Data-Efficient Machine learning for Predicting Dopant Formation Energies in TiO$_2$ Monolayer
Kati Asikainen, Matti Alatalo, Marko Huttula, Assa Aravindh Sasikala Devi
TL;DR
This work addresses data scarcity in predicting dopant formation energies for a 2D TiO2 monolayer by integrating DFT with a compact, descriptor-based ML framework. The approach builds a small, physics-informed dataset for Pt-doped configurations and tests chemical transferability to Ag-doped systems, achieving high predictive accuracy for Pt (R^2 up to ~0.9) and enabling transfer with limited Ag data. Key insights include the dominance of the CN_4Å_mean descriptor and the robustness of Pt predictions when additional but targeted dopant data are incorporated. Overall, the framework enables data-efficient, transferable screening of dopants in doped TiO2 monolayers, guiding design while minimizing computational cost.
Abstract
Machine learning models are increasingly applied in materials science, yet their predictive power is often constrained by data scarcity.
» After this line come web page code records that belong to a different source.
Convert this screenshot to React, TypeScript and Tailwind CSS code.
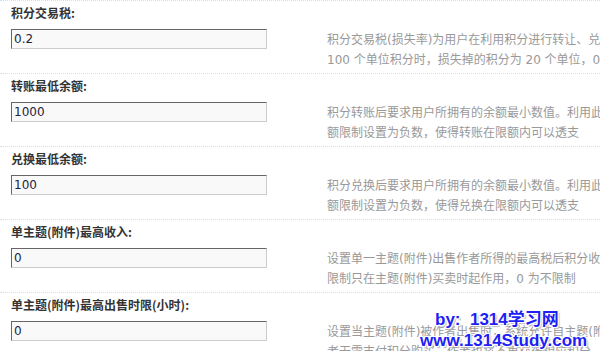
import React from 'react';

type Setting = {
  label: string;
  value: string;
  lines: [string, string];
};

const settings: Setting[] = [
  {
    label: '积分交易税:',
    value: '0.2',
    lines: [
      '积分交易税(损失率)为用户在利用积分进行转让、兑换、买卖时扣除的税率，范围为 0～1 之间的浮点数',
      '100 个单位积分时，损失掉的积分为 20 个单位，0 为不扣除',
    ],
  },
  {
    label: '转账最低余额:',
    value: '1000',
    lines: [
      '积分转账后要求用户所拥有的余额最小数值。利用此功能，您可以设置较大的余额限制',
      '额限制设置为负数，使得转账在限额内可以透支',
    ],
  },
  {
    label: '兑换最低余额:',
    value: '100',
    lines: [
      '积分兑换后要求用户所拥有的余额最小数值。利用此功能，您可以设置较大的余额限制',
      '额限制设置为负数，使得兑换在限额内可以透支',
    ],
  },
  {
    label: '单主题(附件)最高收入:',
    value: '0',
    lines: [
      '设置单一主题(附件)出售作者所得的最高税后积分收入，超过此限制后购买者将仍然被扣除相应积分',
      '限制只在主题(附件)买卖时起作用，0 为不限制',
    ],
  },
  {
    label: '单主题(附件)最高出售时限(小时):',
    value: '0',
    lines: [
      '设置当主题(附件)被作者出售时，系统允许自主题(附件)发布时间开始的多长时间内买卖',
      '者无需支付积分购买，作者也将不再获得相应积分，0 为不限制',
    ],
  },
];

const SettingRow: React.FC<{ item: Setting }> = ({ item }) => (
  <div className="border-b border-dotted border-[#d3dfe9] pb-[3px]">
    <div className="h-[27px] pt-[2px] pl-[11px] text-[12px] leading-[20px] font-bold text-[#333] font-['Noto_Sans_CJK_SC',sans-serif]">
      {item.label}
    </div>
    <div className="flex">
      <div className="w-[327px] shrink-0 pl-[11px]">
        <input
          type="text"
          defaultValue={item.value}
          className="mt-[1px] block w-[256px] h-[20px] pl-[2px] bg-[#f9f9f9] border border-t-[#666] border-l-[#666] border-r-[#ccc] border-b-[#ccc] text-[12px] text-[#1c2340] font-['DejaVu_Sans',sans-serif] outline-none"
        />
      </div>
      <div className="pt-[2px] text-[12px] leading-[20px] text-[#999] whitespace-nowrap font-['DejaVu_Sans','Noto_Sans_CJK_SC',sans-serif]">
        <div>{item.lines[0]}</div>
        <div>{item.lines[1]}</div>
      </div>
    </div>
  </div>
);

export default function App() {
  return (
    <div className="relative w-[600px] h-[351px] overflow-hidden bg-white">
      <div className="border-t border-dotted border-[#d3dfe9]">
        {settings.map((s) => (
          <SettingRow key={s.label} item={s} />
        ))}
      </div>

      {/* watermark */}
      <div className="absolute left-[420px] top-[309px] text-[17px] leading-[21px] font-bold text-[#1e1ef5] font-['Liberation_Sans','Noto_Sans_CJK_SC',sans-serif] [text-shadow:1px_1px_0_#fff,-1px_-1px_0_#fff,1px_-1px_0_#fff,-1px_1px_0_#fff,2px_2px_1px_#bbb]">
        <div className="pl-[15px]">by:&nbsp;&nbsp;1314学习网</div>
        <div>www.1314Study.com</div>
      </div>
    </div>
  );
}
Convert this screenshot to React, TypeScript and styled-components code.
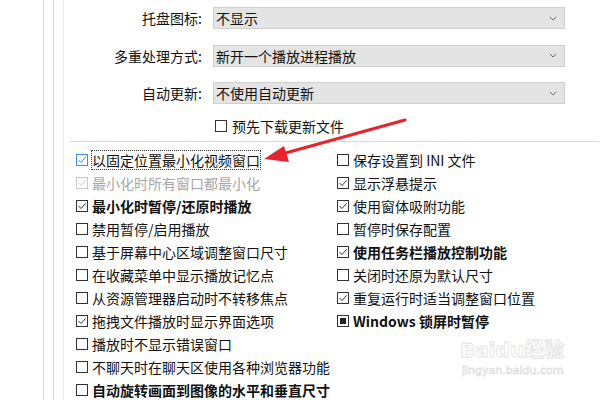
import React from 'react';
import styled, { createGlobalStyle } from 'styled-components';

const Global = createGlobalStyle`
  html, body { margin: 0; padding: 0; background: #fff; }
  body { font-family: "Noto Sans CJK SC", "Noto Sans", sans-serif; color: #111; }
`;

const Page = styled.div`
  position: relative;
  width: 600px;
  height: 400px;
  overflow: hidden;
  background: #fff;
  display: flex;
`;

const Gutter = styled.div`
  width: 43px;
  flex: none;
`;

const Outer = styled.div`
  width: 550px;
  flex: none;
  display: flex;
  border-left: 1px solid #d6d6d6;
  border-right: 1px solid #e6e6e6;
  padding: 0 17px 0 9px;
  box-sizing: content-box;
`;

const Inner = styled.div`
  flex: 1;
  display: flex;
  border-left: 1px solid #dcdcdc;
  border-right: 1px solid #dcdcdc;
  padding-left: 9px;
`;

const Inner2 = styled.div`
  flex: 1;
  display: flex;
  flex-direction: column;
  border-left: 1px solid #ececec;
`;

const Form = styled.div`
  display: grid;
  grid-template-columns: 142px 352px;
  column-gap: 7px;
  row-gap: 15.5px;
  padding-top: 7px;
`;

const Label = styled.div`
  font-size: 14px;
  line-height: 22px;
  height: 22px;
  text-align: right;
  white-space: nowrap;
  color: #111;
  padding-right: 4px;
`;

const Select = styled.div`
  height: 22px;
  box-sizing: border-box;
  background: #e4e4e4;
  border: 1px solid #d0d0d0;
  display: flex;
  align-items: center;
  justify-content: space-between;
  padding: 0 7px 0 2px;
  font-size: 14px;
  line-height: 20px;
  color: #111;
`;

const Chevron = () => (
  <svg width="8" height="5" viewBox="0 0 8 5">
    <path d="M0.8 0.8 L4 4 L7.2 0.8" fill="none" stroke="#6a6a6a" strokeWidth="1" />
  </svg>
);

const PreRow = styled.div`
  display: flex;
  align-items: center;
  gap: 5px;
  height: 18px;
  margin-top: 12.5px;
  padding-left: 151px;
`;

const Divider = styled.div`
  height: 0;
  border-top: 1px solid #d8d8d8;
  margin: 6.5px 3px 0 6px;
`;

const Columns = styled.div`
  display: grid;
  grid-template-columns: 261px 1fr;
  margin-top: 6.5px;
  padding-left: 12px;
`;

const Col = styled.div`
  display: flex;
  flex-direction: column;
`;

const Row = styled.div`
  display: flex;
  align-items: center;
  gap: 4px;
  height: 23px;
`;

type Tone = 'normal' | 'focus' | 'disabled';

const Box = styled.span<{ $tone: Tone; $bold?: boolean }>`
  width: 12px;
  height: 12px;
  box-sizing: border-box;
  flex: none;
  display: flex;
  align-items: center;
  justify-content: center;
  background: #fff;
  border: ${(p) => (p.$bold ? '1.6px' : '1px')} solid
    ${(p) => (p.$tone === 'focus' ? '#3a8ee6' : p.$tone === 'disabled' ? '#c8c8c8' : '#333')};
`;

const Mixed = styled.span`
  width: 6px;
  height: 6px;
  background: #222;
`;

const Text = styled.span<{ $bold?: boolean; $disabled?: boolean; $focus?: boolean }>`
  font-size: 14px;
  line-height: 18px;
  white-space: nowrap;
  font-weight: ${(p) => (p.$bold ? 700 : 400)};
  color: ${(p) => (p.$disabled ? '#a6a6a6' : '#111')};
  outline: ${(p) => (p.$focus ? '1px dotted #444' : 'none')};
  outline-offset: 0;
`;

type State = 'on' | 'off' | 'mixed';

const Check: React.FC<{ state: State; tone?: Tone; bold?: boolean }> = ({ state, tone = 'normal', bold }) => {
  const color = tone === 'focus' ? '#3a8ee6' : tone === 'disabled' ? '#c8c8c8' : '#333';
  return (
    <Box $tone={tone} $bold={bold}>
      {state === 'on' && (
        <svg width="10" height="10" viewBox="0 0 10 10">
          <path d="M1.5 5 L4 7.5 L8.6 2.4" fill="none" stroke={color} strokeWidth="1" />
        </svg>
      )}
      {state === 'mixed' && <Mixed />}
    </Box>
  );
};

type Item = { text: string; state: State; bold?: boolean; disabled?: boolean; focus?: boolean };

const left: Item[] = [
  { text: '以固定位置最小化视频窗口', state: 'on', focus: true },
  { text: '最小化时所有窗口都最小化', state: 'on', disabled: true },
  { text: '最小化时暂停/还原时播放', state: 'on', bold: true },
  { text: '禁用暂停/启用播放', state: 'off' },
  { text: '基于屏幕中心区域调整窗口尺寸', state: 'off' },
  { text: '在收藏菜单中显示播放记忆点', state: 'off' },
  { text: '从资源管理器启动时不转移焦点', state: 'off' },
  { text: '拖拽文件播放时显示界面选项', state: 'on' },
  { text: '播放时不显示错误窗口', state: 'off' },
  { text: '不聊天时在聊天区使用各种浏览器功能', state: 'off' },
  { text: '自动旋转画面到图像的水平和垂直尺寸', state: 'off', bold: true },
];

const right: Item[] = [
  { text: '保存设置到 INI 文件', state: 'off' },
  { text: '显示浮悬提示', state: 'on' },
  { text: '使用窗体吸附功能', state: 'on' },
  { text: '暂停时保存配置', state: 'off' },
  { text: '使用任务栏播放控制功能', state: 'on', bold: true },
  { text: '关闭时还原为默认尺寸', state: 'off' },
  { text: '重复运行时适当调整窗口位置', state: 'on' },
  { text: 'Windows 锁屏时暂停', state: 'mixed', bold: true },
];

const CheckRow: React.FC<{ item: Item }> = ({ item }) => (
  <Row>
    <Check
      state={item.state}
      tone={item.focus ? 'focus' : item.disabled ? 'disabled' : 'normal'}
      bold={item.bold && item.state !== 'on'}
    />
    <Text $bold={item.bold} $disabled={item.disabled} $focus={item.focus}>
      {item.text}
    </Text>
  </Row>
);

const Overlay = styled.svg`
  position: absolute;
  left: 0;
  top: 0;
  pointer-events: none;
`;

const Watermark = styled.div`
  position: absolute;
  left: 460px;
  top: 336px;
  display: flex;
  flex-direction: column;
  align-items: flex-start;
  pointer-events: none;
  color: transparent;
  -webkit-text-stroke: 0.8px #e2e2e2;
  font-family: "DejaVu Sans", "Noto Sans CJK SC", sans-serif;
`;

const WmTop = styled.div`
  font-size: 20px;
  line-height: 28px;
  font-weight: 700;
  white-space: nowrap;
`;

const WmSub = styled.div`
  font-size: 11px;
  line-height: 14px;
  white-space: nowrap;
  margin-left: 2px;
`;

export default function App() {
  return (
    <Page>
      <Global />
      <Gutter />
      <Outer>
        <Inner>
          <Inner2>
            <Form>
              <Label>托盘图标:</Label>
              <Select>
                <span>不显示</span>
                <Chevron />
              </Select>
              <Label>多重处理方式:</Label>
              <Select>
                <span>新开一个播放进程播放</span>
                <Chevron />
              </Select>
              <Label>自动更新:</Label>
              <Select>
                <span>不使用自动更新</span>
                <Chevron />
              </Select>
            </Form>
            <PreRow>
              <Check state="off" />
              <Text>预先下载更新文件</Text>
            </PreRow>
            <Divider />
            <Columns>
              <Col>
                {left.map((it) => (
                  <CheckRow key={it.text} item={it} />
                ))}
              </Col>
              <Col>
                {right.map((it) => (
                  <CheckRow key={it.text} item={it} />
                ))}
              </Col>
            </Columns>
          </Inner2>
        </Inner>
      </Outer>
      <Watermark>
        <WmTop>Baidu经验</WmTop>
        <WmSub>jingyan.baidu.com</WmSub>
      </Watermark>
      <Overlay width="600" height="400" viewBox="0 0 600 400">
        <line x1="405" y1="120" x2="282" y2="154" stroke="#e8232b" strokeWidth="3" strokeLinecap="round" />
        <polygon points="264,159 284,146 289,162" fill="#e8232b" />
      </Overlay>
    </Page>
  );
}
Here, we show that accurate predictions can be achieved, even with a limited number of training examples, provided the dataset is compact and and grounded in physically relevant quantities. By combining density functional theory calculations with a machine-learning framework, we construct accurate descriptor-based models to predict the formation energies of doped lepidocrocite TiO$_2$ monolayers. The predictive accuracy of machine-learning models was first evaluated for single-dopant Pt configurations, demonstrating that the selected structural and chemical descriptors reliably capture the key factors governing dopant stability. Chemical transferability is then examined by extending the dataset to include Ag-doped configurations. Predictive accuracy improved systematically as additional Ag-doped data points were included in the training, while the performance of Pt remains robust. These results highlight the potential of small and well-curated datasets combined with physically informed descriptors to enable not only accurate but also chemically transferable machine-learning-driven screening in doped TiO$_2$ monolayer.